I think you will have a good time with at least a single playthrough on the Veteran difficulty, on the Veteran difficulty, the challenge of normal is pumped up high enough so the normal playthrough isnt a complete bore, with the expansions, you can get very far leveling without having to replay content too. There is also random dungeons with interesting backstories and boss fights.

The game is complex but at same time it isnt like a spreadsheet simulator like PoE that punishes you if you dont read the entire wiki. The lore is excellent, well written and clever without dumb shit in it, the atmosphere is great with a mixture of dark dantasy pos apocalyptic and horror. The itemization is great with a very complex system with both legendary items and and loot that drop from especific bosses that you can use to make all kinds of builds. With the shard system on the second expansion, you can challenge your build and go as far as you can go without repeating content.

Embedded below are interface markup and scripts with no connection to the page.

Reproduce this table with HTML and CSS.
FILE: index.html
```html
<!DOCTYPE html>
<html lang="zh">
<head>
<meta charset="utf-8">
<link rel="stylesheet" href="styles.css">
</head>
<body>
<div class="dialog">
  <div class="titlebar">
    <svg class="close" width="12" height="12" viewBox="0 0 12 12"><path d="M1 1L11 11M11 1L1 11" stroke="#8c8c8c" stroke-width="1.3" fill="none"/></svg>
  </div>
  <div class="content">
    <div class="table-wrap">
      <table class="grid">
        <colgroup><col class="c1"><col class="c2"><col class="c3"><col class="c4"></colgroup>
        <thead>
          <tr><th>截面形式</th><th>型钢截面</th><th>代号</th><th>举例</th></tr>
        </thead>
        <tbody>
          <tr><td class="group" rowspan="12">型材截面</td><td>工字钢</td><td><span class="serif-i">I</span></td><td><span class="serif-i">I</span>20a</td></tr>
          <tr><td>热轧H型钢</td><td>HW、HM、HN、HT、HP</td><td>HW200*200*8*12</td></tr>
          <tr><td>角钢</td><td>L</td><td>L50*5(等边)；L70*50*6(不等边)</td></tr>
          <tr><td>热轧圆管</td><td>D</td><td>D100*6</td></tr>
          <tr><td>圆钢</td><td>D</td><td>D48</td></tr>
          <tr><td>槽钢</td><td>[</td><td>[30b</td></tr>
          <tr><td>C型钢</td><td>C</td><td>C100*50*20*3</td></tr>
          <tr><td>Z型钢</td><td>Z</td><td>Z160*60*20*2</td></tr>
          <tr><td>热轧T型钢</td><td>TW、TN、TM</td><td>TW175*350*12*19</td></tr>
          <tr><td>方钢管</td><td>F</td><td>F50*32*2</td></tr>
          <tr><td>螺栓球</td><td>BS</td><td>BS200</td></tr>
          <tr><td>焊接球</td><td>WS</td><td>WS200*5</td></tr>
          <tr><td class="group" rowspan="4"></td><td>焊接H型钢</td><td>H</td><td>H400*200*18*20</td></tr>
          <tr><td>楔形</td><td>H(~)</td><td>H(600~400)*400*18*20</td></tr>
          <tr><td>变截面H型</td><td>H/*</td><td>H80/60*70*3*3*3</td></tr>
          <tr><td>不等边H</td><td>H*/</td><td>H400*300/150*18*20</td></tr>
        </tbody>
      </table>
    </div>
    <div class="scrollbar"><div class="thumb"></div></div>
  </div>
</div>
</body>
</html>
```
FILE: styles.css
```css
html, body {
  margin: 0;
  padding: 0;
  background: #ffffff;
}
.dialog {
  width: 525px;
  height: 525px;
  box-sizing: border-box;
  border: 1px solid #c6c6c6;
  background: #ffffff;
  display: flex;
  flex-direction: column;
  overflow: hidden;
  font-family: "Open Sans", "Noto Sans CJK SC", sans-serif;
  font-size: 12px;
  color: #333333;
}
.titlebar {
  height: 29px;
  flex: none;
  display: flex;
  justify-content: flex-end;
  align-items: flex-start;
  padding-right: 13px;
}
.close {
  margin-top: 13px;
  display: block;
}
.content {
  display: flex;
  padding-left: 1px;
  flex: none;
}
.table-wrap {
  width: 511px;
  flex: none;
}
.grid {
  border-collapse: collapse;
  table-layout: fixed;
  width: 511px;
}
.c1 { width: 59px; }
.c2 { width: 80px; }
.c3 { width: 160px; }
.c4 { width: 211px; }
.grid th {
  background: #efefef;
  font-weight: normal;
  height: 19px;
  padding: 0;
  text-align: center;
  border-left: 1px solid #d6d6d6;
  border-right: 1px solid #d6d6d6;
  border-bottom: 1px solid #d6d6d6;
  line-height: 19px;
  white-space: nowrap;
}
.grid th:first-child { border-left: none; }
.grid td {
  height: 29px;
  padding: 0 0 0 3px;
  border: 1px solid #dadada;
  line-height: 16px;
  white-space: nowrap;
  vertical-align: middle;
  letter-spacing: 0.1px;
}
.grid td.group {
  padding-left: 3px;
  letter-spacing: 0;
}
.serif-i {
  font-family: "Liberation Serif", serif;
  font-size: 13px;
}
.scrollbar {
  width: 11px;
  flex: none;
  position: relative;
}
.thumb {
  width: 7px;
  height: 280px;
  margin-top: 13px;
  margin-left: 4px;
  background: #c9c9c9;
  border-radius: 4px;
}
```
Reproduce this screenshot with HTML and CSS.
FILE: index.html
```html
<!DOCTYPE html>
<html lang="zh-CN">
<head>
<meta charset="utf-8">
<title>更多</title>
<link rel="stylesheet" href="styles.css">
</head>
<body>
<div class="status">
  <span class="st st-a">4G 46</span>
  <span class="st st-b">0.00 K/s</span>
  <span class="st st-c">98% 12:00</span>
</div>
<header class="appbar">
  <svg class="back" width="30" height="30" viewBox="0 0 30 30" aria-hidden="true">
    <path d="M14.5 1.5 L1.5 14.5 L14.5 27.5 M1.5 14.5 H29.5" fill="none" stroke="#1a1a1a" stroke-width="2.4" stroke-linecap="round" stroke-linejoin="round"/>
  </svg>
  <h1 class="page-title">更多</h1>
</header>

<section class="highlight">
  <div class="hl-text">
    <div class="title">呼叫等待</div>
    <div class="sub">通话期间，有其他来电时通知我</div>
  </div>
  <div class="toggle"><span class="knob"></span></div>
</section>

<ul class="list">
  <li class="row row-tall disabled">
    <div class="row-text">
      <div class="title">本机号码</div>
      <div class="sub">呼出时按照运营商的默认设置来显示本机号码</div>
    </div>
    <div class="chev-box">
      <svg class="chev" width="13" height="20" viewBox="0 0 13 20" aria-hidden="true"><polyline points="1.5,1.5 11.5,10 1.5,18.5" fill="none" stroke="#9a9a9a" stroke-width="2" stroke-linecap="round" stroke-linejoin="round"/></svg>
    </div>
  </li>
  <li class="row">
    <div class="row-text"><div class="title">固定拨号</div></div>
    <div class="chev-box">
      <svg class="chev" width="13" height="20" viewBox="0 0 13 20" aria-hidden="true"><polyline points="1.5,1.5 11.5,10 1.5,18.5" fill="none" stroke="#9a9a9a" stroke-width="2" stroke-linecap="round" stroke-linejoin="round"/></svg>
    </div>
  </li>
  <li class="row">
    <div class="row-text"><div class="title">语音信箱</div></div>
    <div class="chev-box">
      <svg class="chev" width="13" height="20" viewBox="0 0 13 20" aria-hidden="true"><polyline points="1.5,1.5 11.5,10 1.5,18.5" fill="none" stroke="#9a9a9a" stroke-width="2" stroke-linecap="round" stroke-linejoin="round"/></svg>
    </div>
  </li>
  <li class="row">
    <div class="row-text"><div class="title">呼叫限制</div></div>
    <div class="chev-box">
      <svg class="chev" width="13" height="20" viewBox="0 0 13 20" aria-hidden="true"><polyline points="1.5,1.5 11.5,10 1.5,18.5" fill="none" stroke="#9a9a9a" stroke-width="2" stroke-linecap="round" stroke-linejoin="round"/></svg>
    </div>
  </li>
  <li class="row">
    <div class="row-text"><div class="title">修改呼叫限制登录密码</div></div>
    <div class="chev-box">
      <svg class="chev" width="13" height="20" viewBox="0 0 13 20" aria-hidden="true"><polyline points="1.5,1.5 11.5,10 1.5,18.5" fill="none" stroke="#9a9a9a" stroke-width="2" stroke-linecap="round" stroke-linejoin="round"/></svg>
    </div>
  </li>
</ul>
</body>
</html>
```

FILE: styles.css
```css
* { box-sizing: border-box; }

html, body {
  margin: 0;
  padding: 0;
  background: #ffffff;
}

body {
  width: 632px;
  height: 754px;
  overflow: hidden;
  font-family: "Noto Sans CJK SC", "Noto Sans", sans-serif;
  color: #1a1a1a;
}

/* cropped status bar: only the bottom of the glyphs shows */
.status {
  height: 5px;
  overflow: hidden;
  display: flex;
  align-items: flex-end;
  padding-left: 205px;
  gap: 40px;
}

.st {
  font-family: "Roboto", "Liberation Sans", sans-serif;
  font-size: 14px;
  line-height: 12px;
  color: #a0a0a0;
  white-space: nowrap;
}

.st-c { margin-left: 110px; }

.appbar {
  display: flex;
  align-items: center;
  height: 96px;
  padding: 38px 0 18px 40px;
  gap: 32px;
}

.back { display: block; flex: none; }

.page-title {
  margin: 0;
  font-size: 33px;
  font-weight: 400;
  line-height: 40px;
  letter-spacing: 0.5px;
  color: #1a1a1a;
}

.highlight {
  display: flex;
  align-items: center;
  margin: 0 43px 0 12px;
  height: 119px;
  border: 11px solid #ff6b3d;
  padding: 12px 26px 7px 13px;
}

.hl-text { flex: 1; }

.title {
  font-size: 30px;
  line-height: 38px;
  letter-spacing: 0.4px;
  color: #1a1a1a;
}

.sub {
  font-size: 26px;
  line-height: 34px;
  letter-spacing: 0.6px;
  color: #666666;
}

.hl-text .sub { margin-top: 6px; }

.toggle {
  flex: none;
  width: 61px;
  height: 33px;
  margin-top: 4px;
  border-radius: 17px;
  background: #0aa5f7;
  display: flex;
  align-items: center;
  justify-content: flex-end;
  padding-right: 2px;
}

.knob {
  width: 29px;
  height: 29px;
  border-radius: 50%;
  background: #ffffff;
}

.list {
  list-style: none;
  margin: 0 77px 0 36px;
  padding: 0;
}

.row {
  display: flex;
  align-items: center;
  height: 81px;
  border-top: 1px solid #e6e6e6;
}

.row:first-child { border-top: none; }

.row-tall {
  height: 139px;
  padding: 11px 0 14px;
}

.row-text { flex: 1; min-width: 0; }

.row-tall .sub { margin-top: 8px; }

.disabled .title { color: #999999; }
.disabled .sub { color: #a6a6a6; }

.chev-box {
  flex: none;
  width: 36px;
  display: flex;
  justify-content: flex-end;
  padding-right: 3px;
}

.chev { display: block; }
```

It is still a ARPG though so if you dont tolerate killing alot of trash mobs and walk for a long time on areas that only have monsters to kill on them, you know, the basic shenanigans of the genre, you might not like it but I have to say that Grim Dawn is far from being the worst at it, especially on the normal difficulty with things like monster totems, veteran difficulty and challenge areas that increase the difficulty above the complete boredom that other ARPGs have, buy the base game, if you liked it, buy the expansions, it is worthy if you tolerate the genre nonsense.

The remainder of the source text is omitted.